Monday, Jul. 14, 1986

Finger Pointing

By John S. DeMott

When the Securities and Exchange Commission snared Dennis Levine two months ago in the biggest insider-trading case ever, jittery Wall Streeters were sure the scandal would spread. Last week it did. Robert Wilkis, 37, until June a first vice president of E.F. Hutton and at one time with Lazard Freres, and Ira Sokolow, 32, a former vice president of Shearson Lehman Bros., were accused in a civil complaint drawn up by the SEC of conspiring with Levine, 33, a former managing director of Drexel Burnham Lambert, as part of an insider-trading ring. They allegedly enriched themselves by using or selling important advance information about companies and profiting on the movement of those firms' stocks.

Starting in 1979 with a $70,000 deposit at Credit Suisse Ltd. in the Bahamas, Wilkis conducted some 50 trades using inside information, according to the Government. Along the way, he transferred assets to other banks in the Cayman Islands, controlling the money through still more institutions in Liberia and the Bahamas and using the code name Mr. Blake. Later, under the name of Alan Darby, Wilkis talked with Levine, who called himself Mike Schwartz, about various insider-trading opportunities. Sokolow, who did not know Wilkis, began in 1981 to supply Levine with information about the pending actions of Shearson Lehman's corporate clients.

In just one deal in 1984, Wilkis bought 20,000 shares of retailer Carter Hawley Hale because he knew that it would receive a takeover bid from Limited Inc. Since the stock's value spurted as a result of the tender offer, he cleared a $95,000 profit. Levine bought 33,000 shares of Carter Hawley Hale and made $222,000. Sokolow, meanwhile, leaked advance information to Levine about Litton Industries' 1982 bid for Itek and R.J. Reynolds' 1985 offer for Nabisco Brands. For those tidbits, the SEC said, Sokolow was paid $120,000.

Now cooperating with Government investigators, Levine has pleaded guilty to criminal charges of income tax evasion, securities fraud and perjury. He will be sentenced this week, and could receive up to 20 years in prison and a $610,000 fine. He is in the process of turning over $11.5 million in illegal profits to a federal court.
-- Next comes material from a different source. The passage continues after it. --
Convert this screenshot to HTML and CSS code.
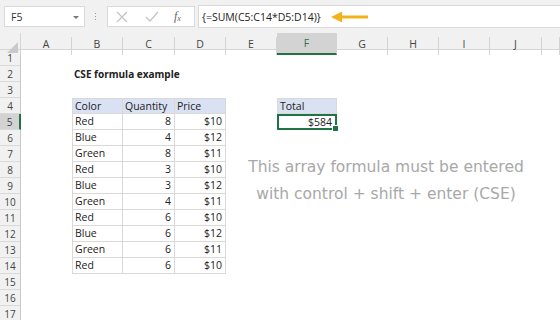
FILE: index.html
```html
<!DOCTYPE html>
<html lang="en">
<head>
    <meta charset="UTF-8">
    <title>CSE formula example</title>
    <link rel="stylesheet" href="styles.css">
</head>
<body>
    <div class="toolbar">
        <div class="name-box">F5 <span class="caret"></span></div>
        <div class="grip"><span></span><span></span><span></span></div>
        <div class="buttons">
            <svg width="12" height="12" viewBox="0 0 12 12"><path d="M1 1 L11 11 M11 1 L1 11" stroke="#c4c4c4" stroke-width="1.3" fill="none"/></svg>
            <svg width="14" height="12" viewBox="0 0 14 12"><path d="M1 6 L5 10 L13 1" stroke="#c4c4c4" stroke-width="1.3" fill="none"/></svg>
            <span class="fx"><i>f</i><sub>x</sub></span>
        </div>
        <div class="formula">
            <span>{=SUM(C5:C14*D5:D14)}</span>
            <svg class="arrow" width="38" height="12" viewBox="0 0 38 12"><path d="M9 6 H37" stroke="#f3b21b" stroke-width="3"/><path d="M0 6 L11 0.5 L11 11.5 Z" fill="#f3b21b"/></svg>
        </div>
    </div>

    <div class="sheet">
        <div class="row head">
            <div class="corner"><span></span></div>
            <div class="col">A</div><div class="col">B</div><div class="col">C</div><div class="col">D</div><div class="col">E</div>
            <div class="col active">F</div><div class="col">G</div><div class="col">H</div><div class="col">I</div><div class="col">J</div><div class="col"></div>
        </div>
        <div class="row"><div class="num">1</div></div>
        <div class="row"><div class="num">2</div><div></div><div class="title">CSE formula example</div></div>
        <div class="row"><div class="num">3</div></div>
        <div class="row"><div class="num">4</div><div></div>
            <div class="cell th first top">Color</div><div class="cell th top">Quantity</div><div class="cell th top">Price</div><div></div>
            <div class="cell th first top">Total</div>
        </div>
        <div class="row"><div class="num active">5</div><div></div>
            <div class="cell first">Red</div><div class="cell r">8</div><div class="cell r">$10</div><div></div>
            <div class="cell r selected">$584<span class="handle"></span></div>
        </div>
        <div class="row"><div class="num">6</div><div></div><div class="cell first">Blue</div><div class="cell r">4</div><div class="cell r">$12</div></div>
        <div class="row"><div class="num">7</div><div></div><div class="cell first">Green</div><div class="cell r">8</div><div class="cell r">$11</div></div>
        <div class="row"><div class="num">8</div><div></div><div class="cell first">Red</div><div class="cell r">3</div><div class="cell r">$10</div></div>
        <div class="row"><div class="num">9</div><div></div><div class="cell first">Blue</div><div class="cell r">3</div><div class="cell r">$12</div></div>
        <div class="row"><div class="num">10</div><div></div><div class="cell first">Green</div><div class="cell r">4</div><div class="cell r">$11</div></div>
        <div class="row"><div class="num">11</div><div></div><div class="cell first">Red</div><div class="cell r">6</div><div class="cell r">$10</div></div>
        <div class="row"><div class="num">12</div><div></div><div class="cell first">Blue</div><div class="cell r">6</div><div class="cell r">$12</div></div>
        <div class="row"><div class="num">13</div><div></div><div class="cell first">Green</div><div class="cell r">6</div><div class="cell r">$11</div></div>
        <div class="row"><div class="num">14</div><div></div><div class="cell first">Red</div><div class="cell r">6</div><div class="cell r">$10</div></div>
        <div class="row"><div class="num">15</div></div>
        <div class="row"><div class="num">16</div></div>
        <div class="row"><div class="num">17</div></div>

        <div class="note">This array formula must be entered<br>with control + shift + enter (CSE)</div>
    </div>
</body>
</html>
```

FILE: styles.css
```css
body {
    margin: 0;
    width: 560px;
    height: 320px;
    overflow: hidden;
    font-family: 'Segoe UI', 'Open Sans', sans-serif;
    font-size: 10.5px;
    color: #222;
    background-color: #fff;
}
.toolbar {
    display: flex;
    align-items: center;
    height: 33px;
    padding: 0 0 0 4px;
    background-color: #f1f1f1;
    box-sizing: border-box;
}
.name-box {
    position: relative;
    width: 81px;
    height: 21px;
    line-height: 21px;
    padding-left: 6px;
    box-sizing: border-box;
    background-color: #fff;
    border: 1px solid #dadada;
    color: #333;
}
.caret {
    position: absolute;
    right: 5px;
    top: 9px;
    border-left: 3px solid transparent;
    border-right: 3px solid transparent;
    border-top: 3px solid #777;
}
.grip {
    display: flex;
    flex-direction: column;
    gap: 2px;
    margin: 0 11px 0 10px;
}
.grip span {
    width: 1px;
    height: 1px;
    background-color: #999;
}
.buttons {
    display: flex;
    align-items: center;
    gap: 17px;
    width: 88px;
    height: 21px;
    padding-left: 8px;
    box-sizing: border-box;
    background-color: #fff;
    border: 1px solid #dadada;
}
.fx {
    font-family: 'Liberation Serif', serif;
    font-size: 12px;
    color: #666;
    margin-left: -2px;
}
.fx sub {
    font-size: 8px;
    font-style: italic;
    vertical-align: -1px;
}
.formula {
    flex: 1;
    display: flex;
    align-items: center;
    gap: 10px;
    height: 21px;
    margin-left: 3px;
    padding-left: 3px;
    background-color: #fff;
    border: 1px solid #dadada;
    border-right: none;
    color: #222;
}
.sheet {
    position: relative;
}
.row {
    display: grid;
    grid-template-columns: 21px 51px 51px 52px 51px 51px 60px 51px 51px 51px 52px 1fr;
    height: 16px;
}
.head {
    height: 17px;
    background-color: #f1f1f1;
    border-bottom: 1px solid #d4d4d4;
    box-sizing: border-box;
}
.corner {
    position: relative;
    border-right: 1px solid #d4d4d4;
}
.corner span {
    position: absolute;
    right: 2px;
    bottom: 2px;
    border-left: 11px solid transparent;
    border-bottom: 11px solid #c9c9c9;
}
.col {
    display: flex;
    align-items: center;
    justify-content: center;
    color: #444;
    border-right: 1px solid #d4d4d4;
    margin-top: 4px;
    padding-bottom: 4px;
}
.col.active {
    margin-top: 0;
    padding-bottom: 0;
    background-color: #d3d3d3;
    border-bottom: 2px solid #217346;
    color: #3d6b4f;
}
.num {
    display: flex;
    align-items: center;
    justify-content: center;
    background-color: #f1f1f1;
    color: #444;
    border-right: 1px solid #c8c8c8;
    border-bottom: 1px solid #d9d9d9;
    box-sizing: border-box;
    font-size: 10px;
}
.num.active {
    background-color: #d3d3d3;
    border-right: 2px solid #217346;
}
.title {
    font-weight: bold;
    white-space: nowrap;
    line-height: 16px;
    padding-left: 2px;
    font-size: 10px;
}
.cell {
    line-height: 15px;
    padding: 0 3px 0 2px;
    border-right: 1px solid #d9d9d9;
    border-bottom: 1px solid #d9d9d9;
    box-sizing: border-box;
    white-space: nowrap;
}
.cell.first {
    border-left: 1px solid #d9d9d9;
}
.cell.top {
    border-top: 1px solid #d9d9d9;
    line-height: 14px;
}
.th {
    background-color: #d9e1f2;
}
.r {
    text-align: right;
}
.selected {
    position: relative;
    border: 2px solid #217346;
    line-height: 12px;
}
.handle {
    position: absolute;
    right: -4px;
    bottom: -4px;
    width: 5px;
    height: 5px;
    background-color: #217346;
    border: 1px solid #fff;
}
.note {
    position: absolute;
    left: 236px;
    top: 121px;
    width: 300px;
    text-align: center;
    font-family: 'DejaVu Sans', sans-serif;
    font-size: 15.5px;
    line-height: 27px;
    color: #a8a8a8;
}
```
Sokolow and Wilkis signed consent decrees to settle the SEC's civil charges against them, neither formally admitting nor denying guilt. Wilkis' lawyer, though, said his client, a graduate of Harvard College and Stanford University's business school, "acknowledges . . . his own violations of the law." Both men were banned for life from the U.S. securities business, and probably still face criminal charges. To earn a chance for leniency, Wilkis and Sokolow extended swift cooperation to authorities. Wilkis resigned from E.F. Hutton even before the SEC brought its case. Sokolow's lawyer said his client, who majored in economics at the University of Pennsylvania's Wharton School and earned a master's degree from the Harvard Business School, was experiencing a "terribly sad and difficult time for a young man of great decency and enormous promise." Wilkis agreed to pay $3.3 million, which represents stock-trading profits and penalties, while Sokolow will turn over $210,000, which includes fines and the money he made from selling information.
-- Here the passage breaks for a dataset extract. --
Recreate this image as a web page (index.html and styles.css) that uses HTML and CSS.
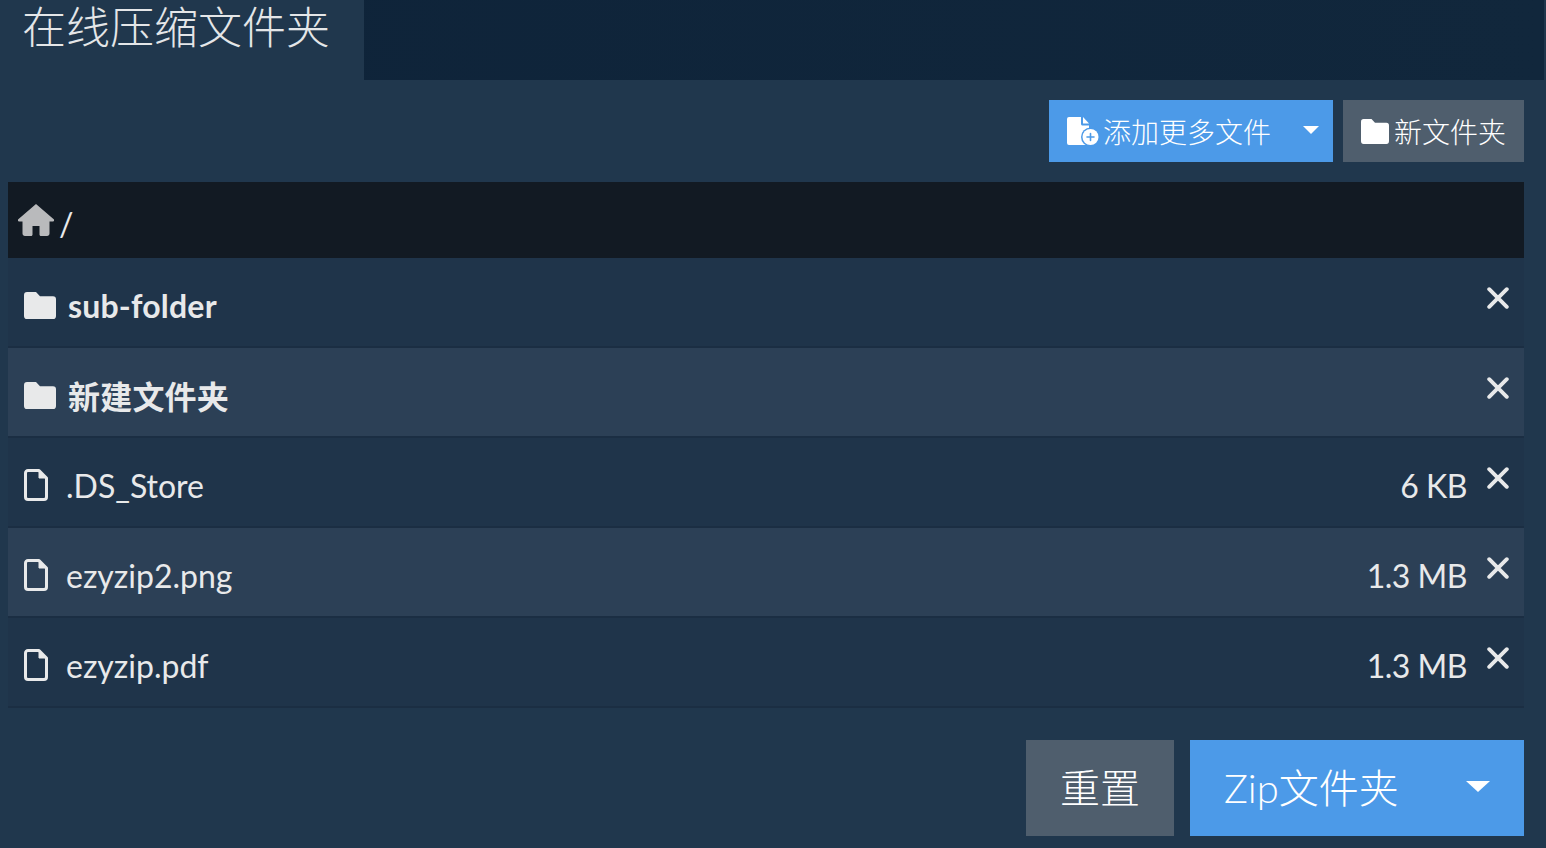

Meanwhile, Wall Street stands by nervously, with many traders bending over backward to avoid even the appearance of dealing in inside information. Sokolow, the SEC said, "enlisted the assistance of another investment banker in New York City" to gain inside information. Who that is should be known shortly. Insider trading--once regarded as an illegal act that no one would be arrested for, like setting off firecrackers on the Fourth of July--now looks to traders like a fat cherry bomb doing a random roll down Wall Street's corridors, with a lighted fuse.